WHAT IS REQUIRED
Gather up every line that includes the string "this".
==== SOURCE DATA
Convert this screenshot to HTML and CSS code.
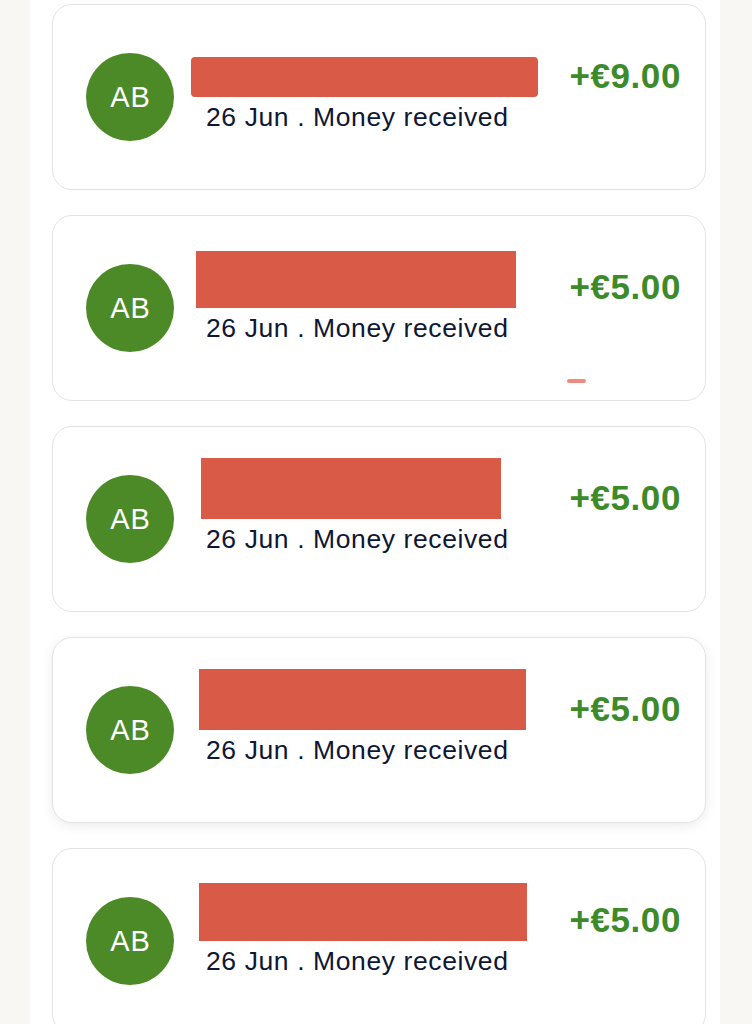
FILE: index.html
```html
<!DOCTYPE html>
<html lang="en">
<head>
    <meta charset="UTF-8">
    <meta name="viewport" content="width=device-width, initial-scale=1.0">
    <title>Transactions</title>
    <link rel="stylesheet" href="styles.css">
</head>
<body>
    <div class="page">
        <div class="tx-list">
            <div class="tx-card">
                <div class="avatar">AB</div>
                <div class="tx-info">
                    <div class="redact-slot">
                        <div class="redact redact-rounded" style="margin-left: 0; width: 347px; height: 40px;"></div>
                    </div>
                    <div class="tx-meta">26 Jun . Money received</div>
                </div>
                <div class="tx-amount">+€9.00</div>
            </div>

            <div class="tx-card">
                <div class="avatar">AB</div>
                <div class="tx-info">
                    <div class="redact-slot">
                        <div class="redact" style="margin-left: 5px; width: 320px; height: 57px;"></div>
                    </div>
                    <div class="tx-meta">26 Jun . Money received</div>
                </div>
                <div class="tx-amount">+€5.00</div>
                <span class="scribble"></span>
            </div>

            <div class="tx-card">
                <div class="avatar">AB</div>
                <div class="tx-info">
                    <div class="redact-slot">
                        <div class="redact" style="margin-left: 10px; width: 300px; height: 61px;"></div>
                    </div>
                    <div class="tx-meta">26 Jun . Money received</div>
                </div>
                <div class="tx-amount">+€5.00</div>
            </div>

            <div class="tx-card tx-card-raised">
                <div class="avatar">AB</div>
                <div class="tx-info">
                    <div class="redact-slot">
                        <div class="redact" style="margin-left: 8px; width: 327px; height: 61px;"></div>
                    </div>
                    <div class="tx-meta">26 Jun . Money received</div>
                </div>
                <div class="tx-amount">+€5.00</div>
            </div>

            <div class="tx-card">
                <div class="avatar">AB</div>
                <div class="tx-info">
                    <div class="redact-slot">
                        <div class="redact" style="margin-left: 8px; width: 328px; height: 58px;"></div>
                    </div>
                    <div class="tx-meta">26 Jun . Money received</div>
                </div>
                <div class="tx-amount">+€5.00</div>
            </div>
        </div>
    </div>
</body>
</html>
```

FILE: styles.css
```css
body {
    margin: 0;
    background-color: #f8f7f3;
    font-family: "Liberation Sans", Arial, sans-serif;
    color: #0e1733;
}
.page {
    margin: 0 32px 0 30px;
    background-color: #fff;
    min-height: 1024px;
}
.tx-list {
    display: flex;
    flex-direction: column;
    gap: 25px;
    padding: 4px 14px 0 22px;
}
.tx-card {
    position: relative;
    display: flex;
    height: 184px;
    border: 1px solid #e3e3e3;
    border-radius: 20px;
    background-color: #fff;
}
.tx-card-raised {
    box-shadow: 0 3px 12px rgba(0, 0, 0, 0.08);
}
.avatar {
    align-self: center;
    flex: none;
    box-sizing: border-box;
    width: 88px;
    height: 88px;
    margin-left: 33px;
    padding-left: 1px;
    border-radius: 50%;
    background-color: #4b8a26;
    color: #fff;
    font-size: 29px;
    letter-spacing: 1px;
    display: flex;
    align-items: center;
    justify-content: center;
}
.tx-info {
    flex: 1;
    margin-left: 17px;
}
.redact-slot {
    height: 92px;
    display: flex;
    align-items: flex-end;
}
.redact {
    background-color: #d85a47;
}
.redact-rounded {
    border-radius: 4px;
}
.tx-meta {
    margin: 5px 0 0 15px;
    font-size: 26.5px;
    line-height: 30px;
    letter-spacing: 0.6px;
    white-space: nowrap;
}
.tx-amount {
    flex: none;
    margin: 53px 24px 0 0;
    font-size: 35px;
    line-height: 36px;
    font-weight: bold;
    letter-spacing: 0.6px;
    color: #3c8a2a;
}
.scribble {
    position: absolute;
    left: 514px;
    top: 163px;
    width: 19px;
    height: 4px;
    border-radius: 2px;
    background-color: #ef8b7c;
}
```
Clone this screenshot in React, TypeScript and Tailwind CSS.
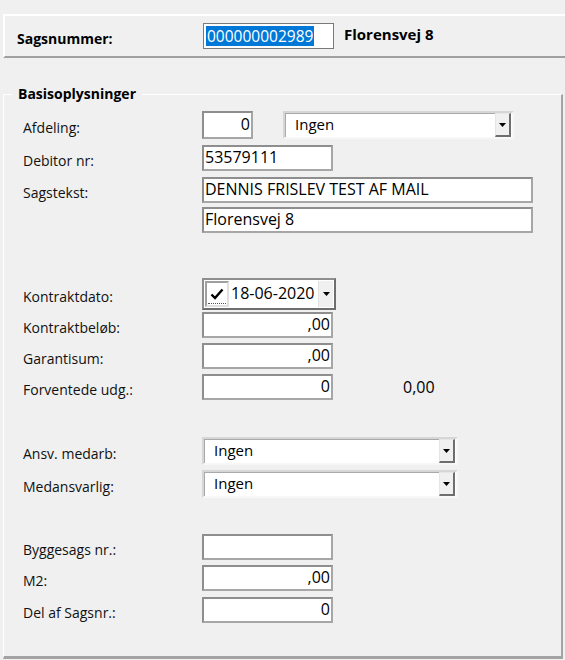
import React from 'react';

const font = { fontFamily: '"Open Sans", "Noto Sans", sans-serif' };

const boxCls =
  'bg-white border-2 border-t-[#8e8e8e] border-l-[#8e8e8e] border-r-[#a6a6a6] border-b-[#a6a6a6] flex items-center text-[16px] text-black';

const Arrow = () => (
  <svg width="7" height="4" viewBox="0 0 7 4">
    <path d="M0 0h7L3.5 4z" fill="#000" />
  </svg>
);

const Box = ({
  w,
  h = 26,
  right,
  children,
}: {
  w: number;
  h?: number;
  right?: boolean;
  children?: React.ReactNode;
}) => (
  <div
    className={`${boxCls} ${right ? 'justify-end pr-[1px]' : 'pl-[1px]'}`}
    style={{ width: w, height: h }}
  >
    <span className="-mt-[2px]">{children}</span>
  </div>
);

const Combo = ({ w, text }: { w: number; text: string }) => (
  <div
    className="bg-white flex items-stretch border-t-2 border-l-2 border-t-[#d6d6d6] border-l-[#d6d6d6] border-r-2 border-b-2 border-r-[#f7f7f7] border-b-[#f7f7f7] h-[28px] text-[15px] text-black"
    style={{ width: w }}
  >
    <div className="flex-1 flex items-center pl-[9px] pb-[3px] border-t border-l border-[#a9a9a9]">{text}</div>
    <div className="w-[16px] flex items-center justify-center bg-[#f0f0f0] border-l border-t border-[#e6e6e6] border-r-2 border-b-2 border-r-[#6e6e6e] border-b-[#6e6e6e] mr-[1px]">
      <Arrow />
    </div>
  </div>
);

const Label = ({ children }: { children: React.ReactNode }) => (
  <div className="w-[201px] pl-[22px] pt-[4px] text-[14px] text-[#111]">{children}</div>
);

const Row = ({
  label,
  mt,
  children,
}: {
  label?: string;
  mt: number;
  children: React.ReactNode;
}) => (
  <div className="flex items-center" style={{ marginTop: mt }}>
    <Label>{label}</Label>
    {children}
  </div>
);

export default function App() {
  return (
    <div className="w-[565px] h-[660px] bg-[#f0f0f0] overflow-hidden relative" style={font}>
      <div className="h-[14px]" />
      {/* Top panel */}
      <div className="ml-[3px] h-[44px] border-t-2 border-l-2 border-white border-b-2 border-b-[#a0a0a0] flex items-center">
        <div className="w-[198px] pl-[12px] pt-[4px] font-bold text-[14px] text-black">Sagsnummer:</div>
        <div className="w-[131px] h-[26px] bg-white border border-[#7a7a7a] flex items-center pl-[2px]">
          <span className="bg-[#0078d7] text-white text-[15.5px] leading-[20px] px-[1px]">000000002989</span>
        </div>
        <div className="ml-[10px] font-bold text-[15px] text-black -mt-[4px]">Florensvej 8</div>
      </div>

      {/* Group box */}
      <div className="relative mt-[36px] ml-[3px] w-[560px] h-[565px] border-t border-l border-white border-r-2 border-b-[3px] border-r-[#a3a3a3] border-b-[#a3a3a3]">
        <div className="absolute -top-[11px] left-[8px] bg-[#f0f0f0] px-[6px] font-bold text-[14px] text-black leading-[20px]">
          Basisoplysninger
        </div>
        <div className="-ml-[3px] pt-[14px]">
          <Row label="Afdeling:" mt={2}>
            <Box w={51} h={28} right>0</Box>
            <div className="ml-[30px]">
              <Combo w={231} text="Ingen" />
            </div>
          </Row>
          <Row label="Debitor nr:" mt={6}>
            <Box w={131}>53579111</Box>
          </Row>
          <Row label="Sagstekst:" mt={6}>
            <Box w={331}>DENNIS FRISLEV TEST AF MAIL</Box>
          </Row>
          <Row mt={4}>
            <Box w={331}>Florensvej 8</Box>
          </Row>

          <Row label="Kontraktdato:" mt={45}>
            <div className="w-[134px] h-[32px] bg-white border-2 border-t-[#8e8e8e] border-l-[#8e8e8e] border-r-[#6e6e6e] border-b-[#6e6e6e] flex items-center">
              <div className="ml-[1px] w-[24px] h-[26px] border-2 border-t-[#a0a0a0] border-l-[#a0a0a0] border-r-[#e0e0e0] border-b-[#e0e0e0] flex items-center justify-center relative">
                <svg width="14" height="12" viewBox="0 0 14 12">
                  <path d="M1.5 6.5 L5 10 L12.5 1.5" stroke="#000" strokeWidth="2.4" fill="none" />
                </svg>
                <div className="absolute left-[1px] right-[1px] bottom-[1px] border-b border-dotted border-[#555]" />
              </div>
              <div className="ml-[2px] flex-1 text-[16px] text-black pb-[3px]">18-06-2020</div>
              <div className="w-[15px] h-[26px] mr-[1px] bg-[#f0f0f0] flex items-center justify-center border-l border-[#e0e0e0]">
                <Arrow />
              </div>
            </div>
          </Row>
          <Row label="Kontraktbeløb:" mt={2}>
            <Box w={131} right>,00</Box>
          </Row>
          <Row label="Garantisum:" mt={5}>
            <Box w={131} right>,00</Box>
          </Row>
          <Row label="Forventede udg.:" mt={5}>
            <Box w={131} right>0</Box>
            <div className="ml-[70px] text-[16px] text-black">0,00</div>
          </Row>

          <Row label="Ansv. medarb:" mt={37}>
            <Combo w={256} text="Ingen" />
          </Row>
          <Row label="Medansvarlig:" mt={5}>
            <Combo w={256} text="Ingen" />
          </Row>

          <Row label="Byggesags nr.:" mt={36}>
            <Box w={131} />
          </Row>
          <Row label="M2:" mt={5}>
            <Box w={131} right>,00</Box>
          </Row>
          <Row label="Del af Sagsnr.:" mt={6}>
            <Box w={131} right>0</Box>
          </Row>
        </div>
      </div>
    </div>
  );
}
========
SOLUTION BELOW
Convert this screenshot to HTML and CSS code.
Clone this screenshot in React, TypeScript and Tailwind CSS.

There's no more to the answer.